Mango Languages is a self-funded startup—“No thanks, we’re good,” says CEO Jason Teshuba about his interactions with potential investors—but in fact it is just one of several non-VC-funded businesses that I found in Detroit. Billhighway, which offers a cloud accounting solution for “shared bills” like those among roommates or membership organizations, is also funding its own growth, as is app maker Detroit Labs. It’s a little surprising at first—after all, venture backing is a fact of life for many technology entrepreneurs on the coasts (and a badge of honor for some)—but this more conservative approach just comes with the territory in Michigan. Rather than rely on money from outside the area, and the limitations that often come with it, many of these startups truly want to go it alone, and they structure their businesses to be revenue-positive and growth-oriented from the start.

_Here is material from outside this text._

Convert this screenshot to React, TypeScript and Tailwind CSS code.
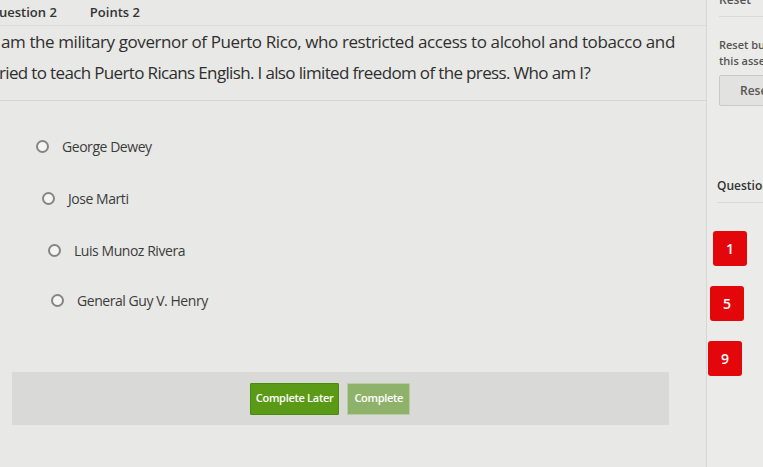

As a result, they’re also taking their time as they grow.
“You’ve got to give yourself the time to succeed,” says Mango’s CMO Ryan Whalen. “You’re going to fail, but what you don’t want is to build a cost structure that will hit you if you don’t grow as fast as you expected. Focus. Find your niche. There’s power in focus.”
It’s about reasonable, organic growth. It’s about playing your own game. “Don’t worry about where other people are,” Whalen says, “just worry about where you are. There are enough pieces of the pie to go around for everybody.” And, most importantly of all, staying in the black. Entrepreneurs don’t come to Detroit (or stay there) to swing wildly at pie-in-the-sky ideas. The point in this town is to create revenue, create jobs, and help contribute to the rebirth of the city.
It might be quaint, but there’s no denying that this attitude is making gains. The Detroit area’s startup scene has grown dramatically in recent years, taking the city from a tech backwater to a bona fide player on the national map.